Dr. Elisabeth Laasonen Belgrano (voice artist/priest candidate/performance philosopher) allows her performance research to diffract through contemporary vocal studies & 17th century vocal music: She is a recipient of the Noah Greenberg Award from the American Musicological Society (2005); was awarded a PhD in Performance in Theatre and Music Drama for Performing Nothingness through Operatic Mad Scenes and Lamentations, Univ. of Gothenburg (2011); supervisor and examiner through ‘performative methodologies’; investigating the Art of (Vocal) Ornamentation as an intra-active research tool for measuring Nothingness and the Unknown. Currently on the track of becoming a priest in the Church of Sweden, practicing pastoral care and existential counselling. Portfolio: https://www.researchcatalogue.net/view/378762/430811
Her presentation in the Embodied Monologues Series will introduce
VOICE as AN IMAGINARY IR/RATIONAL FIGURE OF ANY THING
Voice cannot be imagined as separated from any bodily act or matter. It intoxicates all along without an end. Voice emerges out of No Thing (Calcagno 2003). It would not claim to be in a specific relation to gender, class, ethnicity or other classification, yet this voice can be identified as “an imaginary figure of any thing”; a paradoxical voice performed and presented out of unexpected encounters with whatever meaning there might be. Voice can – among many possibilities – be traced to 17th century Venetian music drama stages – and considered to be a symbol for Nothingness as specifically performed in operatic mad scenes. This EXPO presents research on ‘how to perform vocal nothingness’ (Belgrano 2011) and letting VOICE diffract through a Baradian (feminist new materialist) methodology (Barad 2007, 2012) allowing for vocal practice to intra-act continuously with any matter or meaning encountered along the road, by “re-diffracting, diffracting anew, in the making of new temporalities (spacetimematterings)” (Barad 2014).
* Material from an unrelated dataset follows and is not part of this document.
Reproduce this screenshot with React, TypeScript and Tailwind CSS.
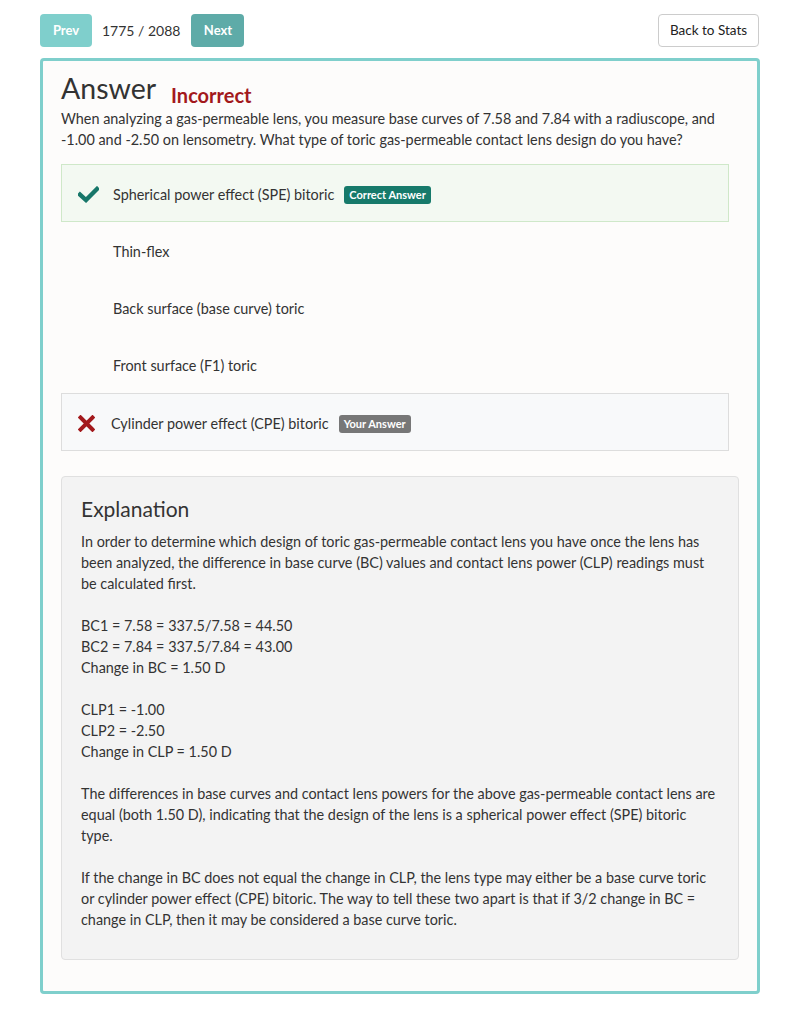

Through this performative approach VOICE argues that vocal identity can be viewed as an entangled dance – where sound, thoughts, judgements, senses, madness, matter, chaos, vibrations and so on cannot be separated from one another – “endlessly opening itself up to a variety of possible and impossible reconfigurings” (Hinton 2013). The result that emerges from this trans-spatiotemporal study is a sensuous queering of vocality that allows individuals to experience a monstrous voice as Any Thing or No Thing, following a discourse on Nothingness that had a fundamental impact on 17th century operatic vocality and on the birth of music drama.